Required work - Begin with the line holding "What React, TypeScript", end with the line holding "const [meaning, setMeaning]", and repeat every line in between exactly, without pictures.

(Pages as source code)
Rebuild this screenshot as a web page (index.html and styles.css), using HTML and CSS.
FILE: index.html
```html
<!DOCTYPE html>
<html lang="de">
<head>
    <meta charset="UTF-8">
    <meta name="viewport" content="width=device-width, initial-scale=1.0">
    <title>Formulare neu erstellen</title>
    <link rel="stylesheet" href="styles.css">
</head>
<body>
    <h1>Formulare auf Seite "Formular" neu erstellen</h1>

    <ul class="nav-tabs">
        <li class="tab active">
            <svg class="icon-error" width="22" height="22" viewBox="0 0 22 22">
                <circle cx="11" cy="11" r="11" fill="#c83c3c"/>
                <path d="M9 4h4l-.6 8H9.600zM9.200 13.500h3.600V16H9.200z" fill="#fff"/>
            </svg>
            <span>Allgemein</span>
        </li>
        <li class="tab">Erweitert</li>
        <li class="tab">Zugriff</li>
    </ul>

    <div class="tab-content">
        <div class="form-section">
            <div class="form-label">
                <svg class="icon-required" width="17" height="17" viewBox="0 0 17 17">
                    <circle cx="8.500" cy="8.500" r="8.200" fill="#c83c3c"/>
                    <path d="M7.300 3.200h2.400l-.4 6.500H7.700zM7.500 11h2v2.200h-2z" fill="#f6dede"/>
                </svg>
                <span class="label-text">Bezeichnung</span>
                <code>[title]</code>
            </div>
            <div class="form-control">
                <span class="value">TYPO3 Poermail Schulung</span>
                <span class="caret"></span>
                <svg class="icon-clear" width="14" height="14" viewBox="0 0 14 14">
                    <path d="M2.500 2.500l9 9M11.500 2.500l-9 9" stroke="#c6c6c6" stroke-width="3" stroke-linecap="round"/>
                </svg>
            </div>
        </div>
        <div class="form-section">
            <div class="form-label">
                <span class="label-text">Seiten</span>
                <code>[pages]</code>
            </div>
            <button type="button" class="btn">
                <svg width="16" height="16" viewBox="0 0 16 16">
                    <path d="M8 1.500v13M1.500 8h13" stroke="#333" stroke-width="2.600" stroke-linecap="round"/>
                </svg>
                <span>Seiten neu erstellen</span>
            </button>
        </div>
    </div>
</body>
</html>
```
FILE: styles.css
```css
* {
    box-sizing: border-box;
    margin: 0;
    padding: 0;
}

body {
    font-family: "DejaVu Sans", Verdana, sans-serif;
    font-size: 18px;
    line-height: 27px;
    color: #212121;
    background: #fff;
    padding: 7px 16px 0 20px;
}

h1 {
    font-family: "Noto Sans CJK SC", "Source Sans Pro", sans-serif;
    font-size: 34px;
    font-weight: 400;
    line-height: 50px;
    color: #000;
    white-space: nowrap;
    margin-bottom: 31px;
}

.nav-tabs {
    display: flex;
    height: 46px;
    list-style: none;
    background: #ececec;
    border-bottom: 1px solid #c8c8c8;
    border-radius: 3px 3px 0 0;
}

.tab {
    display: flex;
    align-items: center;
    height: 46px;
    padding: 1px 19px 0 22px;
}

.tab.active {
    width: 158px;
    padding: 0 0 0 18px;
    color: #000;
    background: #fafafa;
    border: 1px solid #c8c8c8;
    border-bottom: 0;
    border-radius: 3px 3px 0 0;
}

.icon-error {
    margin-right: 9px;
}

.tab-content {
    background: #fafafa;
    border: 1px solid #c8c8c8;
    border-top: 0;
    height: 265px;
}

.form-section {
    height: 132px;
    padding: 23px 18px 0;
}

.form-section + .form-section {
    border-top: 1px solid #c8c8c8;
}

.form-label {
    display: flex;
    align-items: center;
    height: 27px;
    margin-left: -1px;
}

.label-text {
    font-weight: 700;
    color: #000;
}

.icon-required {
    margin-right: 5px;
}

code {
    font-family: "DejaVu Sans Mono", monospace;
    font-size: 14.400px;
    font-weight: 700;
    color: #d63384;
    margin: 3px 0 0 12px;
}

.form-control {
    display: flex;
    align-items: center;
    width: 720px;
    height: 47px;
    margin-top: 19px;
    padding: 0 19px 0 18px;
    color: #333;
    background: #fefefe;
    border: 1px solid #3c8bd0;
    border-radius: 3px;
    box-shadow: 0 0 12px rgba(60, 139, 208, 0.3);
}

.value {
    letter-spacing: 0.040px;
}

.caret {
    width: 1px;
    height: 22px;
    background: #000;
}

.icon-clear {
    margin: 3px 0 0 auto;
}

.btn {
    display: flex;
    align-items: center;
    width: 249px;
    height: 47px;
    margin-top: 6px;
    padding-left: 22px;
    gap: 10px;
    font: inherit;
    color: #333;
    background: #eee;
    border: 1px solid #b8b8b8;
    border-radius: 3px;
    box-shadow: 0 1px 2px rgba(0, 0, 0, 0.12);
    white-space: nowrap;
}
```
---
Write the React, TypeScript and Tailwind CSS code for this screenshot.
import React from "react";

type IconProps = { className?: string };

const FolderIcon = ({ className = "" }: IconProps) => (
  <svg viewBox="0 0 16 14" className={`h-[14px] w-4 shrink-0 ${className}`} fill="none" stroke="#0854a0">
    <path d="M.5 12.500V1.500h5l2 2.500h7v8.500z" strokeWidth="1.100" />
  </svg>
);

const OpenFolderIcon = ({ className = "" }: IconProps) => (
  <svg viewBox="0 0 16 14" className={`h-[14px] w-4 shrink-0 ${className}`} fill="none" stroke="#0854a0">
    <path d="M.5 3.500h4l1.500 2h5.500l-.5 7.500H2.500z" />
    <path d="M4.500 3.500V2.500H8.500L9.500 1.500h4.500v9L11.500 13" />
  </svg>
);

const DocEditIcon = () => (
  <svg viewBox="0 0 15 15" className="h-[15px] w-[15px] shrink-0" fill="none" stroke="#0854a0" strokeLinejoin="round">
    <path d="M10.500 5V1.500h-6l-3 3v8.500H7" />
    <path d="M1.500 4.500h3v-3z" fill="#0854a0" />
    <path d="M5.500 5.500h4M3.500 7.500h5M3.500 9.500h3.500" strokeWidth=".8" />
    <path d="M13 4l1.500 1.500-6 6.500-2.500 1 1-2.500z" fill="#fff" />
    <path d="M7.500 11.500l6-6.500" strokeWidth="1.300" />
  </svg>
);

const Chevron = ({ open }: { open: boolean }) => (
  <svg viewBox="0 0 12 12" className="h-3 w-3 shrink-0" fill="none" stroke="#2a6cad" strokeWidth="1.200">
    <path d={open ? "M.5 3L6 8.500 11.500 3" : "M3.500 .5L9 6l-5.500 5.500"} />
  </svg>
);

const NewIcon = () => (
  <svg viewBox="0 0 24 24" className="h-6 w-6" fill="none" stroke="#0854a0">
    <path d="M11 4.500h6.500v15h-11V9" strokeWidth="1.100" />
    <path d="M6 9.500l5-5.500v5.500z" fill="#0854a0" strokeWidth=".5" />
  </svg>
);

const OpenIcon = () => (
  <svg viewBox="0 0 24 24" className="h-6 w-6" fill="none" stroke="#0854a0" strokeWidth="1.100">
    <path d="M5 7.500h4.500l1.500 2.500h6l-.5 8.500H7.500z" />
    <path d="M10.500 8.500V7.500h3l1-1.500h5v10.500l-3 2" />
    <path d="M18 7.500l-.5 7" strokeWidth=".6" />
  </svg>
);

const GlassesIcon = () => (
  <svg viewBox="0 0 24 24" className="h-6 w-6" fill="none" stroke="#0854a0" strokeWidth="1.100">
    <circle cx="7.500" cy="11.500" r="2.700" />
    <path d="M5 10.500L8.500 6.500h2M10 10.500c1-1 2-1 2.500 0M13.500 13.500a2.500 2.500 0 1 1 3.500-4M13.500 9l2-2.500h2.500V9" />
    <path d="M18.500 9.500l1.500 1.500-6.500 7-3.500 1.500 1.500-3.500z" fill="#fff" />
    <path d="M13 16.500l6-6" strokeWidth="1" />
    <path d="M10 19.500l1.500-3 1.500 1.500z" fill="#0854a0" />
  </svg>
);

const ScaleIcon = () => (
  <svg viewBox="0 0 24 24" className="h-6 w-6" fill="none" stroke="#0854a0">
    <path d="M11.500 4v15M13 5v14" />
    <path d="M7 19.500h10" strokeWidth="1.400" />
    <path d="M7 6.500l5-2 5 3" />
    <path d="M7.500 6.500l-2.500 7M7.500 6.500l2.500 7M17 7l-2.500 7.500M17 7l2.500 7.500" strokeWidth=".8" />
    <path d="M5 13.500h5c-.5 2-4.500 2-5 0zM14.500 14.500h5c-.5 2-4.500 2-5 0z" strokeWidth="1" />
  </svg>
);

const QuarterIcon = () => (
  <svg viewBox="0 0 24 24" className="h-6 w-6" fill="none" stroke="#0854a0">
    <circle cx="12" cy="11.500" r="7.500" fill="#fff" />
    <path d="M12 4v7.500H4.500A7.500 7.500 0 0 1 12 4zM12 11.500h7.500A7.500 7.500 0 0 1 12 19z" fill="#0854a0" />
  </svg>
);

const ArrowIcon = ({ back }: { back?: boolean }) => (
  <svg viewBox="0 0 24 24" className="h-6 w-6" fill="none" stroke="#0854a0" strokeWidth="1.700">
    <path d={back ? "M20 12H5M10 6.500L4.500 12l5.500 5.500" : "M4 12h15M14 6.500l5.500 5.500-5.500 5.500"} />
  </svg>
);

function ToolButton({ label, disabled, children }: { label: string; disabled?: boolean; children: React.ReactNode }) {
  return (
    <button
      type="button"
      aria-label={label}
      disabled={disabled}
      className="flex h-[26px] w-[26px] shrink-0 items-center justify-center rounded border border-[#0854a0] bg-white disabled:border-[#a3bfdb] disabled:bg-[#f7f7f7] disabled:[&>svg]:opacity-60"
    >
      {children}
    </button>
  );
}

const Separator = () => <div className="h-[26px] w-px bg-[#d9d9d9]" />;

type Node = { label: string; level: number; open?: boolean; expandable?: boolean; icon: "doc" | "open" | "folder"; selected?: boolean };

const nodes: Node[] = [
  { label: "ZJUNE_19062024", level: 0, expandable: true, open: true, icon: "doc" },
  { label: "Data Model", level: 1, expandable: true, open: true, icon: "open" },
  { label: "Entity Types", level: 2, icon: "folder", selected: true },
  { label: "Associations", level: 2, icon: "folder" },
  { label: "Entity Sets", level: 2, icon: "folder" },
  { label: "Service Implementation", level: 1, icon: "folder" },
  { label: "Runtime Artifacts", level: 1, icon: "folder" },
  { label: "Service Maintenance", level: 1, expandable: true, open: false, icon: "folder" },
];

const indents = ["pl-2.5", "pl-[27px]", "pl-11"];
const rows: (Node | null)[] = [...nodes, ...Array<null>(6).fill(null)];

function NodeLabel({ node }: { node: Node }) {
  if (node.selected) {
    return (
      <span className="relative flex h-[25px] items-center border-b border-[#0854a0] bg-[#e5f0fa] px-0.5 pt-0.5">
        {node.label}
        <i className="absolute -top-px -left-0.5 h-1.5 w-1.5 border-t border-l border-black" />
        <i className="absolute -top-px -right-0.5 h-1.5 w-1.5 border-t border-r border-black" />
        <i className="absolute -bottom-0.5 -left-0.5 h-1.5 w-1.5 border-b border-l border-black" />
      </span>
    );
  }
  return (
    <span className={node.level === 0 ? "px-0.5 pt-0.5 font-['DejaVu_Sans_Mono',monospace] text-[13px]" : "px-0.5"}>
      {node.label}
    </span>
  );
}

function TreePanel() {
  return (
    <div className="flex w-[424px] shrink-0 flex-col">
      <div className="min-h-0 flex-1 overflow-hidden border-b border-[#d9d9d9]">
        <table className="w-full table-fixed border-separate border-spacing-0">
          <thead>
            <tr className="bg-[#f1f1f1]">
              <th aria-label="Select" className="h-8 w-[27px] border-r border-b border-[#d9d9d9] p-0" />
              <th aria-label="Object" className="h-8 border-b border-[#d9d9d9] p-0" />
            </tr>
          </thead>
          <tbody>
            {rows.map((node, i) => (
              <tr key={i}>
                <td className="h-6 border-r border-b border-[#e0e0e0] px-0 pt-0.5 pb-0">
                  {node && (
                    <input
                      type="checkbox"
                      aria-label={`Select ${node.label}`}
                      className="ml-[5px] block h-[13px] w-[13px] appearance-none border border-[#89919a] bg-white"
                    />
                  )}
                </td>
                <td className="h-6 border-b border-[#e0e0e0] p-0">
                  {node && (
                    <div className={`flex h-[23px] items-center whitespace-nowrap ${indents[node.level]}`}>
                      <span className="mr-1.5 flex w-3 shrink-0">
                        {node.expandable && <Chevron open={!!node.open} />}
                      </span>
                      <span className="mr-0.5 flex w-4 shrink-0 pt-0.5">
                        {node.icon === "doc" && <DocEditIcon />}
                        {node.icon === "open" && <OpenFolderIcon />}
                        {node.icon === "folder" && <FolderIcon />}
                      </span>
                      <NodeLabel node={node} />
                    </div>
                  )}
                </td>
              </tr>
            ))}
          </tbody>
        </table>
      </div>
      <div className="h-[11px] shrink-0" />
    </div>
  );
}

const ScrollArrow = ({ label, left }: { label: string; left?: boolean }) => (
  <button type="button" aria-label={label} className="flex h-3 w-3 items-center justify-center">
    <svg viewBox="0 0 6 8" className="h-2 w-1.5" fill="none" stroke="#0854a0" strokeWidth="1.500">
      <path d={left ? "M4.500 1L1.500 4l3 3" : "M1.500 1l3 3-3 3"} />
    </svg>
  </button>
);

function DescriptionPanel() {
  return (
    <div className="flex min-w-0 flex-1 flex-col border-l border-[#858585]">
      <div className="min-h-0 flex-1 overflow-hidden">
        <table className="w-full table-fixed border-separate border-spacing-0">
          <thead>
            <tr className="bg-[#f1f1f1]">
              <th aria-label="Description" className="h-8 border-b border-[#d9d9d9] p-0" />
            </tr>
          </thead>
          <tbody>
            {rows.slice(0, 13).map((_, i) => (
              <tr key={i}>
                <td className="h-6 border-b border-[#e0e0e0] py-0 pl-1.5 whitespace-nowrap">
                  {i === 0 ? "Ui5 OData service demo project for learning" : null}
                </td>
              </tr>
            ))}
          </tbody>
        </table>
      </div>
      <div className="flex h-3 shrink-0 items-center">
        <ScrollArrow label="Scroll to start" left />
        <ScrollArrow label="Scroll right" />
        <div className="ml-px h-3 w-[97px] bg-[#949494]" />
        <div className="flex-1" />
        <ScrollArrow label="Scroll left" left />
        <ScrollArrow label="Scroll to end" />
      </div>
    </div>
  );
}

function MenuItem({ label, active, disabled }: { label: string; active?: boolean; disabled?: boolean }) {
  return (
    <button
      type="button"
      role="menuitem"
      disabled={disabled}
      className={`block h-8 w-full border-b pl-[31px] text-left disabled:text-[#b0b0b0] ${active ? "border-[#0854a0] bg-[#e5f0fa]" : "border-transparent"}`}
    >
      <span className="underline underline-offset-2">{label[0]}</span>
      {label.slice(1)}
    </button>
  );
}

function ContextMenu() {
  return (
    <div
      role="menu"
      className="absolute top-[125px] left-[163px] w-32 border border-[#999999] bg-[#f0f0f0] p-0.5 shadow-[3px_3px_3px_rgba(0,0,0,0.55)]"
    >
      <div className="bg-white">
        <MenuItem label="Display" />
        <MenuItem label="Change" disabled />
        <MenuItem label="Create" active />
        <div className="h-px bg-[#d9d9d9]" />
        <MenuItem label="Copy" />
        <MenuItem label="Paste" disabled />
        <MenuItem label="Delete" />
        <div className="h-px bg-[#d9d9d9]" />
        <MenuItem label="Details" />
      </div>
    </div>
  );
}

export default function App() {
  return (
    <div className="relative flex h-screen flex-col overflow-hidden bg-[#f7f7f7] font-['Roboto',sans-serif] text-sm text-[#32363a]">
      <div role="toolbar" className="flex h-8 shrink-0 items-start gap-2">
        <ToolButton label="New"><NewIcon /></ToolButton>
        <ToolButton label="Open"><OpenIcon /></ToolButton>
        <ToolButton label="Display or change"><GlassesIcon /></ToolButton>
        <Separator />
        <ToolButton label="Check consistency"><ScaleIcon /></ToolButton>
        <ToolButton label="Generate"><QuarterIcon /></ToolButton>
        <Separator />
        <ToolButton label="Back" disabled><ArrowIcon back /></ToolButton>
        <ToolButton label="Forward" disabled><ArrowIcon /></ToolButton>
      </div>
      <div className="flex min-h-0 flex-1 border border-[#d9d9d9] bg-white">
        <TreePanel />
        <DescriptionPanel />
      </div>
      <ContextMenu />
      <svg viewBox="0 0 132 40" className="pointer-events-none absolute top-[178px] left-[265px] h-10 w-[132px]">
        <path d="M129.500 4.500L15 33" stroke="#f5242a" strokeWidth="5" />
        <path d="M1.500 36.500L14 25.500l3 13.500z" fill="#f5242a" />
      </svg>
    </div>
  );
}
==
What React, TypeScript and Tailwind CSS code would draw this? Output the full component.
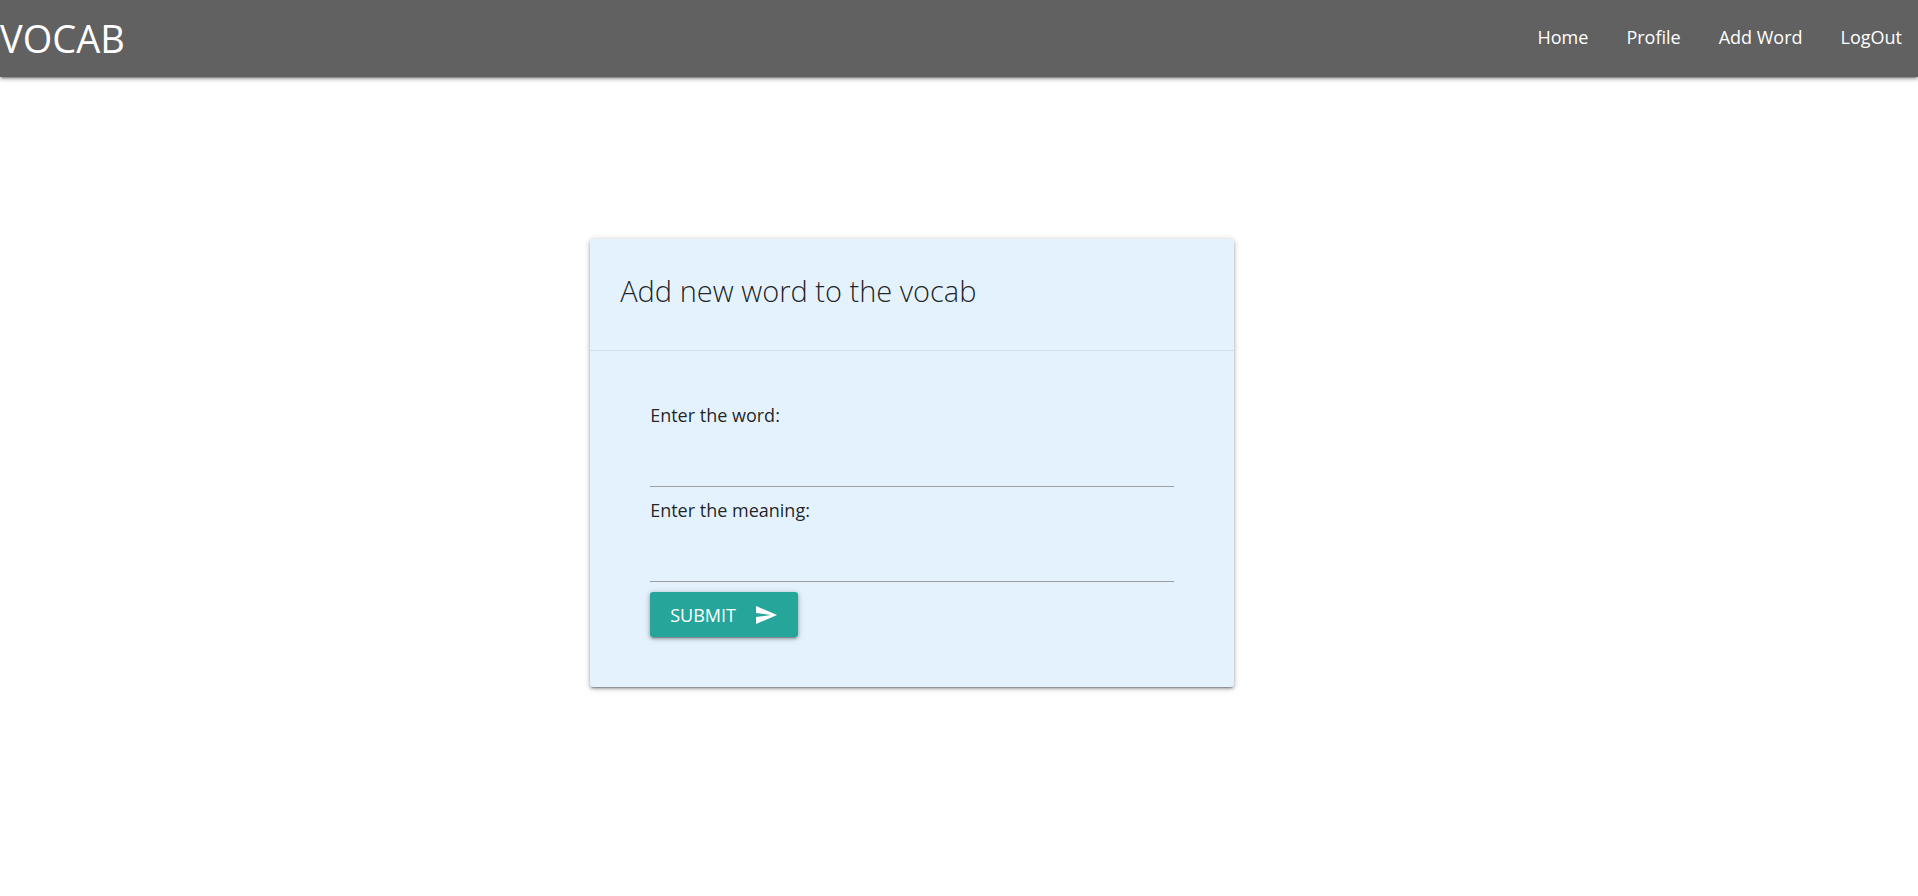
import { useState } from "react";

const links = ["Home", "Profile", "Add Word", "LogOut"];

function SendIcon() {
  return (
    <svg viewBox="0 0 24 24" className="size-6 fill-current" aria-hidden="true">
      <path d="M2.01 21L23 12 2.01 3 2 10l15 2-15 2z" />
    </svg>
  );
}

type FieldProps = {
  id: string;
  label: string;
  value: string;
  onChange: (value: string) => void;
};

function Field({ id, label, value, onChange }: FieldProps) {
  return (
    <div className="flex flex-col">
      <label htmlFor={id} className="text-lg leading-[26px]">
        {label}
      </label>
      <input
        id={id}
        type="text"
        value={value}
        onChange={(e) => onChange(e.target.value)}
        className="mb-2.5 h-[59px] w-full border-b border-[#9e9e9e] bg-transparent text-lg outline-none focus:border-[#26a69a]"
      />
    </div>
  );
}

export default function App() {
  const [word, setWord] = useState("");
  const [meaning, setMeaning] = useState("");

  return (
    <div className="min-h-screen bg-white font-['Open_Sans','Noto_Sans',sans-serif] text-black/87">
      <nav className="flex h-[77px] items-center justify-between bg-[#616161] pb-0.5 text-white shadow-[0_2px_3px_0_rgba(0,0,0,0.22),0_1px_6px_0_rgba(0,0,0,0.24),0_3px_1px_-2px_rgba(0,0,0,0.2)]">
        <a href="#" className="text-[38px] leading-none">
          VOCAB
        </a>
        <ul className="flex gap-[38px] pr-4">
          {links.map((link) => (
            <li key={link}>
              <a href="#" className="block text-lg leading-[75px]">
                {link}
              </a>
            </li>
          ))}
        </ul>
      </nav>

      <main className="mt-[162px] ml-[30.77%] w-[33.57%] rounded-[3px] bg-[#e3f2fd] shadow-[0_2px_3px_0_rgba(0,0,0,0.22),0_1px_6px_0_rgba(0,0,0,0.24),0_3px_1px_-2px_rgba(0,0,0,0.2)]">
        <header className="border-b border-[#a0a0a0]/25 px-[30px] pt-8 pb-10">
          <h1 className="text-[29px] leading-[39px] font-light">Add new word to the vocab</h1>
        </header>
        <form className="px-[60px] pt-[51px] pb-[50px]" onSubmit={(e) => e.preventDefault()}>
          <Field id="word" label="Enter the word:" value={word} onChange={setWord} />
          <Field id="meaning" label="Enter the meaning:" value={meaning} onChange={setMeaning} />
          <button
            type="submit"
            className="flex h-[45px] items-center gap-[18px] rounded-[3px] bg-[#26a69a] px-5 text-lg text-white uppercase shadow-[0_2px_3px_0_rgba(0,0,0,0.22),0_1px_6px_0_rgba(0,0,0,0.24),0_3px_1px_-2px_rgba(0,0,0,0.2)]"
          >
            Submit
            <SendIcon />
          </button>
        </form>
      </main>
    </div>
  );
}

Solution to the problem -
What React, TypeScript and Tailwind CSS code would draw this? Output the full component.
import { useState } from "react";

const links = ["Home", "Profile", "Add Word", "LogOut"];

function SendIcon() {
  return (
    <svg viewBox="0 0 24 24" className="size-6 fill-current" aria-hidden="true">
      <path d="M2.01 21L23 12 2.01 3 2 10l15 2-15 2z" />
    </svg>
  );
}

type FieldProps = {
  id: string;
  label: string;
  value: string;
  onChange: (value: string) => void;
};

function Field({ id, label, value, onChange }: FieldProps) {
  return (
    <div className="flex flex-col">
      <label htmlFor={id} className="text-lg leading-[26px]">
        {label}
      </label>
      <input
        id={id}
        type="text"
        value={value}
        onChange={(e) => onChange(e.target.value)}
        className="mb-2.5 h-[59px] w-full border-b border-[#9e9e9e] bg-transparent text-lg outline-none focus:border-[#26a69a]"
      />
    </div>
  );
}

export default function App() {
  const [word, setWord] = useState("");
  const [meaning, setMeaning] = useState("");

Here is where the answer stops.